To maximize their Olympics leverage, many advocacy groups such as Human Rights Watch?and the Committee to Protect Journalists (CPJ) have begun compiling special reports and expos?s to appeal to people hungry for more in-depth information about China's human rights violations. The Free Tibet Campaign has commissioned a half dozen scholarly articles on the plight of ethnic Tibetans. The CPJ also recently published a lengthy report, "Falling Short," on the lack of press freedoms in China, and decided to present it in Beijing, not somewhere safer like Hong Kong—an unprecedented move. "We took a gamble," said CPJ's Asia program coordinator Bob Dietz, "[and] were a bit surprised that we were able to carry it off."
Indeed, the fact that they were not harassed was one sign of how Beijing is trying to counter the activists' blitz—namely, with its own charm campaign. Chinese authorities are trying hard to show the world that they're lightening up. Regulations governing foreign media reporting during the Olympics period have been liberalized, allowing non-Chinese journalists to interview provincial sources without getting government permission beforehand. The government is also offering more and easier-to-obtain journalist visas than ever before. And even this week's 17th Congress of the secretive Chinese Communist Party has been trumpeted as the most "open" ever, in terms of media access.

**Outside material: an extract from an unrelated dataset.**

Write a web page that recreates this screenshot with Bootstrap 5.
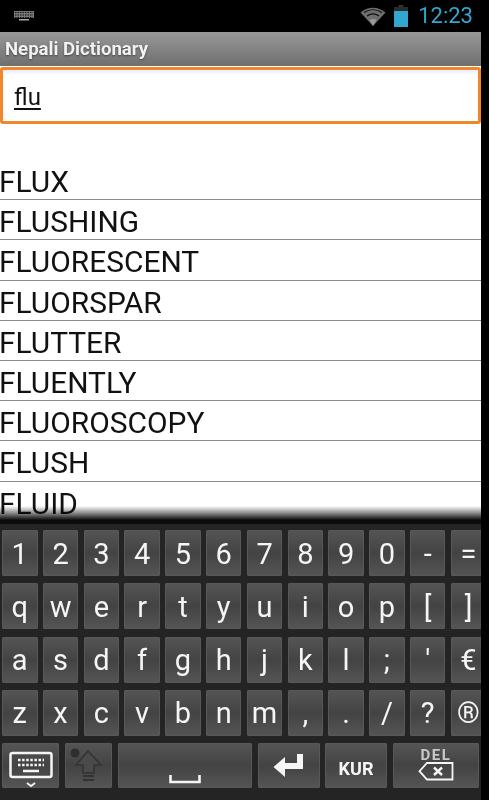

But China's soft touch has not completely supplanted its iron fist. Security personnel are still grappling with how to differentiate foreign protesters from ordinary Olympic revelers. The new breed of activists is not so easy to spot. As Stothard says, they're "not going to be the person with the FREE BURMA sticker on his backpack—the easy target. Known activists will not get through Beijing airport." Authorities have begun cracking down on foreign visitors who overstay their visas, abuse their status or live where they aren't supposed to. A recent, heavy-handed drug raid by baton-wielding cops in Beijing's Sanlitun bar district resulted in dozens of foreigners—mostly Africans—being detained; many were also beaten. Clearly, not everyone in China's bureaucracy is ready to put their full faith in the power of PR.